Time Zones: When Kyiv Sleeps, Toronto Works

Research shows that even a 1-hour time zone difference reduces real team interaction by roughly 11%. When the gap is 6-9 hours, synchronous communication becomes nearly impossible.

Strategies for Working Across Time Zones

1. Overlap hours - define 2-3 hours per day when all key people (PM, QA lead, vendor manager) are online simultaneously. This window is for standups, urgent decisions, and coordination. Everything else is async.

2. Follow-the-sun model - if your translators are in Asia, Europe, and the Americas, a project can move 24/7: translator in Kyiv finishes at 6 PM, QA in Lisbon reviews at 7 PM, PM in Toronto delivers to the client the next morning.

3. “Note for next” - a mandatory practice: everyone who finishes their part of the work leaves a short update: what’s done, where there are questions, what the next person in the chain needs. Not in their head, but in the TMS or Slack.

4. Async standups - instead of a daily call, everyone posts in Slack at 9 AM their time: what they’ll do today, what’s blocking them, where they need help. The PM builds the picture from all messages.

Common Mistakes When Building a Remote-First Agency

Mistake 1: “Everything’s in Slack”

Slack is a chat tool, not a project management system. If project status information lives only in Slack messages, it’ll get lost. Slack is for communication, TMS is for tracking.

Mistake 2: Too Many Meetings

Remote ≠ more calls. Quite the opposite. If your team spends more than 5 hours per week in meetings, that’s a red flag. It means processes aren’t documented and decisions are only made verbally.

Mistake 3: No SOPs

“I’ll write it all down later” turns into “we have no documentation and everything depends on me.” If the agency owner can’t take a 2-week vacation without everything falling apart, the SOPs don’t work (or don’t exist). For a step-by-step guide on creating SOPs, check our dedicated article.

Mistake 4: Ignoring Cultural Differences

A translator from Japan and a translator from Ukraine react differently to feedback, communicate about problems differently, and understand “urgent” differently. A communication style guide is just as important as a translation style guide.

Mistake 5: No Backup Plan

A freelancer disappears the day before a deadline. The translator’s internet goes down. The TMS is offline. In a remote-first agency, every critical process needs a Plan B: a backup translator, an alternative communication channel, a local file copy.

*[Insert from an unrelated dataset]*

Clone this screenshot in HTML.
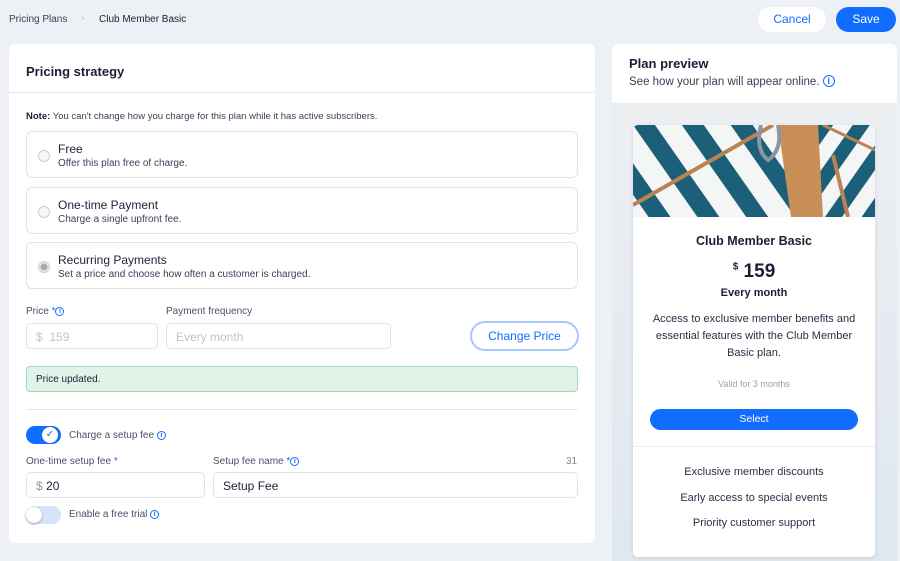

A Real Remote-First Agency Stack: Example Configuration

Here’s what the tool stack might look like for an agency with 2 PMs, 15-20 freelancers, and 50+ projects per month:

Category Tool Budget/mo
TMS/BMS XTRF or Plunet €150-400
CAT Smartcat (free for freelancers) + memoQ (for complex projects) €0-200
Communication Slack Pro €15-20 × number of staff
Knowledge base Notion Team €10-15 × number of staff
Video calls Google Meet or Zoom €0-15
File exchange Google Workspace Business €12-18 × number of staff
Automation BeLazy or Zapier €50-200
QA Xbench + built-in CAT QA €0-50
Total €300-1,000

This isn’t the cheapest stack, but it scales. If your budget is tight, start with Protemos + Smartcat (free) + Slack (free plan) + Google Drive. Total cost: €68/mo for TMS. The rest is free.

If you’re still transitioning from solo freelancer to agency, check out our scaling guide for details on each growth stage.

FAQ

How is a remote-first agency different from a regular translation bureau?

In a remote-first agency, ALL processes are designed to work without a physical office: documentation instead of verbal agreements, asynchronous communication, cloud-based tools. A regular bureau may allow working from home, but its processes are still tied to the office.

What’s the best TMS for a small remote-first agency?

For starting out (up to 10 freelancers) - Protemos (from €68/mo) or Smartcat’s free plan. Both are cloud-based, require no server setup, and provide core features: project management, CRM, and invoicing. For a detailed comparison, see our CAT tools review.

How do you control quality when translators are in different countries?

The TEP model (Translation - Editing - Proofreading) plus automated QA checks. Every translation goes through at least two levels of review by different linguists. Automated checks (tags, terms, numbers) catch technical errors before human review.

What GDPR requirements must a remote-first agency meet?

At minimum: NDA with every freelancer, encrypted file exchange (not regular email), client notification about subcontracting, two-factor authentication on all accounts, and a data deletion policy after project completion.

How much does a remote-first agency tool stack cost?

The minimum stack (Protemos + free Smartcat + free Slack + Google Drive) starts at €68/mo. A full stack for an agency with 15-20 freelancers (XTRF + CAT + Slack Pro + Notion + BeLazy) runs €300-1,000/mo depending on staff count and project volume.

How do you solve the time zone problem in a distributed team?

Define 2-3 overlap hours per day when key people are online simultaneously. Move everything else to async: async standups in Slack, video messages via Loom, “notes for next” in TMS. You can also use the follow-the-sun model, where a project moves 24/7 across time zones.